Liberals promise lower taxes, cellphone bills in pitch aimed at middle class

Justin Trudeau promised Sunday to provide Canadians more relief from their tax and cellphone bills, part of the Liberal leader’s effort to steer his campaign back toward the issue of affordability and away from the blackface scandal that has dogged him since last week.

Speaking in the backyard of a suburban home in Brampton, Ont., Trudeau was looking to one-up the tax plan presented last week by his rival, Conservative Leader Andrew Scheer, by promising that if re-elected, he would make the first $15,000 of income tax free for most Canadians.

“Our plan lowers taxes the most for people who make less, gives the middle class some breathing room, and ensures that the wealthy don’t get an extra hand up,” said Trudeau, who was flanked by local candidates.

“With this tax cut, we’ll lift about 40,000 people out of poverty — twice as many as the Conservative plan — and make life more affordable for Canadians.”

The Liberals said they would accomplish the feat by raising the basic personal amount by almost $2,000 by 2023 for people earning under $147,000 a year. It would save the average Canadian $292 a year, Trudeau said.
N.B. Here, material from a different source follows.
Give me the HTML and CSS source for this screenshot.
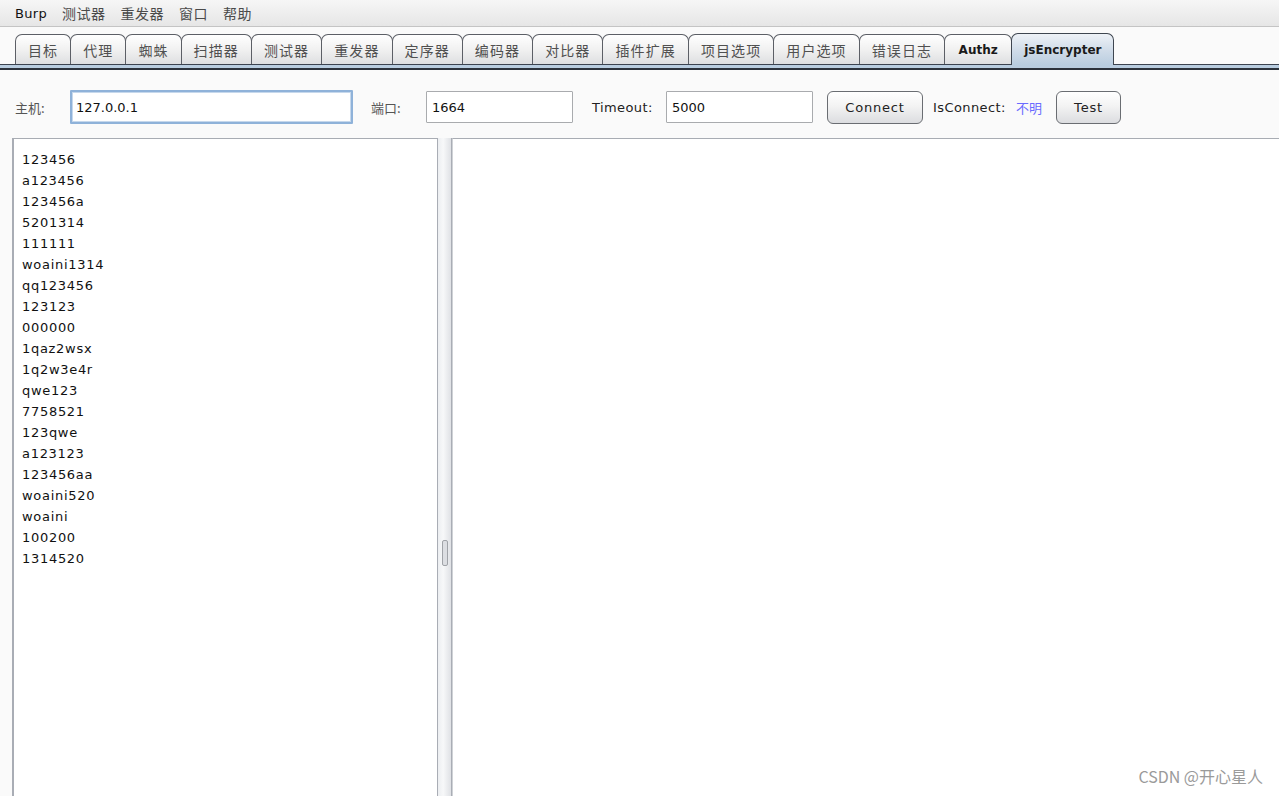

Under the current formula, Canadians don’t pay income tax on the first $12,309 earned. That would increase to $13,229 under the Liberal plan and $15,000 by 2023, compared to $13,092 under current projections.

The plan is expected to cost $2.9 billion in the first year, increasing to $5.6 billion in 2023-24.

Trudeau refused to discuss how his government would pay for the measures announced Sunday, nor whether they would add to the federal deficit, which was $14-billion in 2018-19 and remains a major blight on the party’s promise-made, promise-kept record. the Liberals promised to balance the budget by the end of their first mandate, but have instead gone in the opposite direction.

Trudeau said the Liberals would release a fully-costed platform later in the campaign, and that Canada’s debt-to-GDP ratio — his preferred metric for measuring the health of Canada’s balance sheet — would “continue to decrease every year.”

The Liberals claimed their tax plan would benefit most families more than the one proposed by Scheer, who promised last week to cut the tax rate on the lowest income bracket — the one charged on income up to $47,630 — from 15 per cent to 13.75 per cent over four years.

The Liberals have said they would begin to phase out the benefit of the new credit for those making over $147,667, and that those making over $210,371 would be no better, but also nor no worse, off than before.

In a statement, the Conservative party said Trudeau “cannot be trusted to deliver for Canadians middle-class families.”

The party said its proposed tax relief measures, including eliminating GST from home heating, cancelling the carbon tax and reintroducing transit and arts tax credits, would provide greater tax relief than the Liberal plan when taken together.

Trudeau also promised to cut cellphone bills by 25 per cent. He said he would encourage companies to reduce their bills by that amount over the next two years, and if they are unable to meet that target, the Liberals would introduce further competition.

Navdeep Bains, the incumbent for Mississauga—Malton who served as Trudeau’s innovation minister, said the government could achieve their aims by including them in policy directives aimed at the Canadian Radio-television and Telecommunications Commission.

The NDP have also made promises around cellphone pricing, which include capping cellphone and internet services, introducing a telecom consumers’ bill of rights, requiring service providers to offer basic plans and affordable unlimited data plans for cellphones, and ending caps for internet plans.

Brampton is one of the province’s most diverse cities, with a large south Asian population, where some 73 per cent of the population are visible minorities, according to the last census.

In 2015, the Liberals swept all five of the area’s ridings.

But on Sunday, Trudeau continued to face questions on revelations that he had appeared in brown- or blackface multiple times before he was elected. Despite repeated questions, he once again declined to say how many times he wore blackface, and whether he wore it after the most recent documented instance in 2001.

“I think there are a lot of Canadians through the past days who are reflecting on and learning more about the racist history of blackface,” he said.

“That is something … that we are all talking about and I am certainly reflecting on deeply, as we pledge ourselves as a party and as a government to move forward to continue to fight racism, discrimination and intolerance, wherever it may be found.”